A tiny Mycenaean hedgehog.
And a huge Mycenaean octopus, amid fragments of seaweed, clearly showing the influence of Minoan art, which this vase-artist must have seen. 16th c. BC.
Through a series of unfortunate political events, my own lack of experience in traveling alone, and limited money, I never made it to Greece when I was young, even though I won a scholarship for a summer of archaeology there. Though I was considering studying the conservation of antiquities, my life took a different turn. Over the years, I would visit the famous Greek and Roman art collections in New York, Boston, London, Paris, Rome, and Berlin, including the Greek vases I loved, but many of the Bronze Age treasures that had first captivated me remained as pictures in books, or memories from classroom slideshows. Unlike the Parthenon sculptures and many of the finest Greek vases and sculptures, which had been taken from Greece long before by wealthy collectors or government-sanctioned archaeology expeditions -- stolen is the correct word -- many of the primary Bronze Age objects had stayed there, some because they were discovered later, or perhaps because fewer people prized them, and partly because some of the archaeologists who discovered them, like Heinrich Schliemann, had insisted that they remain in Greece.
The so-called "mask of Agamemnon" - a lifesize gold death mask of an unidentified Mycenaean king discovered by Heinrich Schliemann; this is one of several such gold death masks that he found.
Just one of many cases of Mycenaean gold of astonishing workmanship and detail.
A few weeks ago, I finally got to see these objects and visit some of the places where they were found.

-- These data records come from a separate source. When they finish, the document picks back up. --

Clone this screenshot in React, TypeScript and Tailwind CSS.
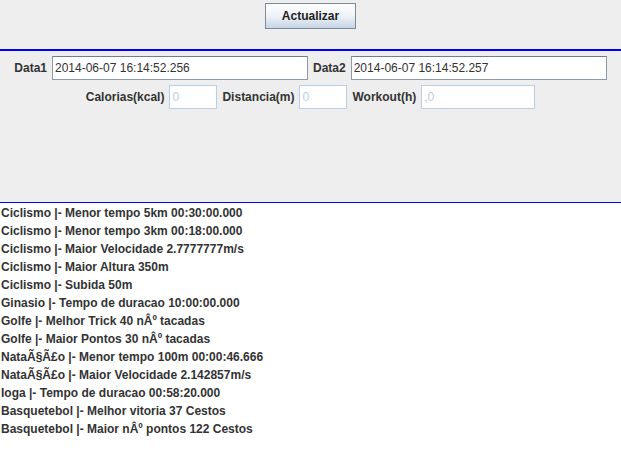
const RESULTS = [
  'Ciclismo |- Menor tempo 5km 00:30:00.000',
  'Ciclismo |- Menor tempo 3km 00:18:00.000',
  'Ciclismo |- Maior Velocidade 2.7777777m/s',
  'Ciclismo |- Maior Altura 350m',
  'Ciclismo |- Subida 50m',
  'Ginasio |- Tempo de duracao 10:00:00.000',
  'Golfe |- Melhor Trick 40 nÂº tacadas',
  'Golfe |- Maior Pontos 30 nÂº tacadas',
  'NataÃ§Ã£o |- Menor tempo 100m 00:00:46.666',
  'NataÃ§Ã£o |- Maior Velocidade 2.142857m/s',
  'Ioga |- Tempo de duracao 00:58:20.000',
  'Basquetebol |- Melhor vitoria 37 Cestos',
  'Basquetebol |- Maior nÂº pontos 122 Cestos',
]

function Label({ children }: { children: string }) {
  return <span className="text-[12px] font-bold leading-none text-[#333]">{children}</span>
}

function DateField({ value }: { value: string }) {
  return (
    <div className="flex h-[24px] w-[256px] items-center border border-[#8e99a6] border-t-[#6f7d8c] bg-white pl-[2px] text-[12px] text-[#333]">
      {value}
    </div>
  )
}

function DisabledField({ value, width }: { value: string; width: string }) {
  return (
    <div
      className={`flex h-[24px] items-center border border-[#b8cfe5] bg-white pl-[2px] text-[12px] text-[#b8cfe5] ${width}`}
    >
      {value}
    </div>
  )
}

export default function App() {
  return (
    <div
      className="flex h-[465px] w-[621px] flex-col bg-white"
      style={{ fontFamily: '"Liberation Sans", Arial, sans-serif' }}
    >
      {/* toolbar */}
      <div className="flex h-[49px] justify-center bg-[#eeeeee] pt-[3px]">
        <button className="h-[26px] w-[91px] border border-[#7a8a99] bg-gradient-to-b from-[#fefefe] via-[#eef3f8] to-[#c6d5e4] text-[12px] font-bold text-[#222]">
          Actualizar
        </button>
      </div>
      <div className="h-[2px] bg-[#0000ff]" />

      {/* filtros */}
      <div className="flex h-[151px] flex-col gap-[5px] bg-[#eeeeee] pt-[5px]">
        <div className="flex items-center justify-center gap-[5px]">
          <Label>Data1</Label>
          <DateField value="2014-06-07 16:14:52.256" />
          <Label>Data2</Label>
          <DateField value="2014-06-07 16:14:52.257" />
        </div>
        <div className="flex items-center justify-center gap-[5px]">
          <Label>Calorias(kcal)</Label>
          <DisabledField value="0" width="w-[48px]" />
          <Label>Distancia(m)</Label>
          <DisabledField value="0" width="w-[48px]" />
          <Label>Workout(h)</Label>
          <DisabledField value=",0" width="w-[114px]" />
        </div>
      </div>
      <div className="h-px bg-[#0000ff]" />

      {/* resultados */}
      <ul className="flex-1 bg-white pl-px pt-px">
        {RESULTS.map((line, i) => (
          <li key={i} className="h-[18px] text-[12px] font-bold leading-[18px] text-[#333]">
            {line}
          </li>
        ))}
      </ul>
    </div>
  )
}
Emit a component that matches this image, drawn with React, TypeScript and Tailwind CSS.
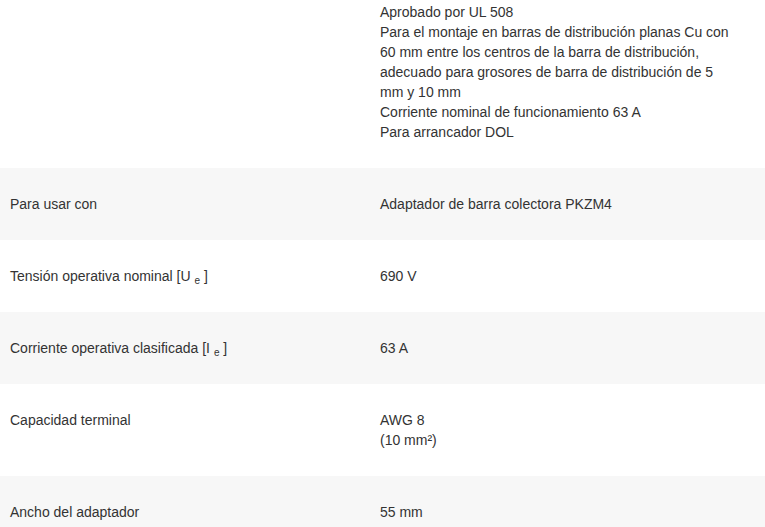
const rows: { label: React.ReactNode; value: React.ReactNode; top?: string }[] = [
  {
    label: "",
    value: (
      <>
        Aprobado por UL 508
        <br />
        Para el montaje en barras de distribución planas Cu con 60 mm entre los centros de la barra de distribución,
        adecuado para grosores de barra de distribución de 5 mm y 10 mm
        <br />
        Corriente nominal de funcionamiento 63 A
        <br />
        Para arrancador DOL
      </>
    ),
    top: "pt-[2px]",
  },
  { label: "Para usar con", value: "Adaptador de barra colectora PKZM4" },
  {
    label: (
      <>
        Tensión operativa nominal [U <sub className="text-[10px]">e</sub> ]
      </>
    ),
    value: "690 V",
  },
  {
    label: (
      <>
        Corriente operativa clasificada [I <sub className="text-[10px]">e</sub> ]
      </>
    ),
    value: "63 A",
  },
  {
    label: "Capacidad terminal",
    value: (
      <>
        AWG 8
        <br />
        (10 mm²)
      </>
    ),
  },
  { label: "Ancho del adaptador", value: "55 mm" },
];

export default function App() {
  return (
    <div className="h-[527px] w-[765px] overflow-hidden bg-white font-['Liberation_Sans',Arial,sans-serif] text-[14px] leading-[20px] text-[#333]">
      {rows.map((row, i) => (
        <div
          key={i}
          className={`flex ${row.top ?? "pt-[26px]"} pb-[26px] ${i % 2 === 1 ? "bg-[#f7f7f7]" : "bg-white"}`}
        >
          <div className="w-[370px] shrink-0 pl-[10px]">{row.label}</div>
          <div className="w-[363px] pl-[10px]">{row.value}</div>
        </div>
      ))}
    </div>
  );
}
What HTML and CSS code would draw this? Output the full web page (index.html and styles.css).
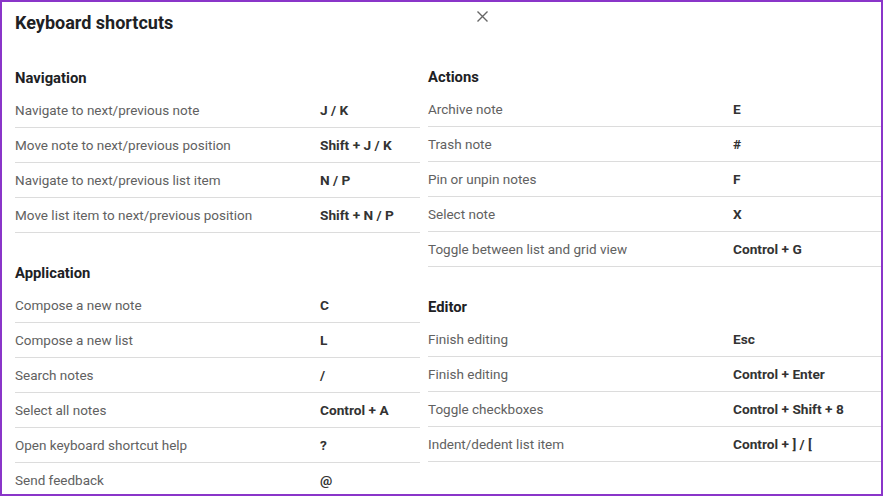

As I stood in front of the cases of Mycenaean and Cycladic art in the National Archaeological Museum of Athens, I felt the years collapse: once again I was that young woman, seeing these things for the first time, feeling my heart leap with delight and fascination. How grateful, and how fortunate I felt, to be there at last!
Late in that long day of museum-looking, I went back through the galleries and made the two drawings shown here. It wasn't because I thought that my drawings would have any more value or beauty than my photographs of the objects, nor because I wasn't sure if I'd ever come back to Athens -- I certainly hope to, but one never knows about the future. All drawings aren't done for the same reasons. In this case I wanted to take the time to do this, because choosing these particular objects out of so many, and standing in front of them with the intent focus that a drawing requires, felt like a ritual act imbued with personal significance. It was a testament to relationship: not only with the objects and their anonymous makers, but with myself over time. I wanted to honor that, and so I drew.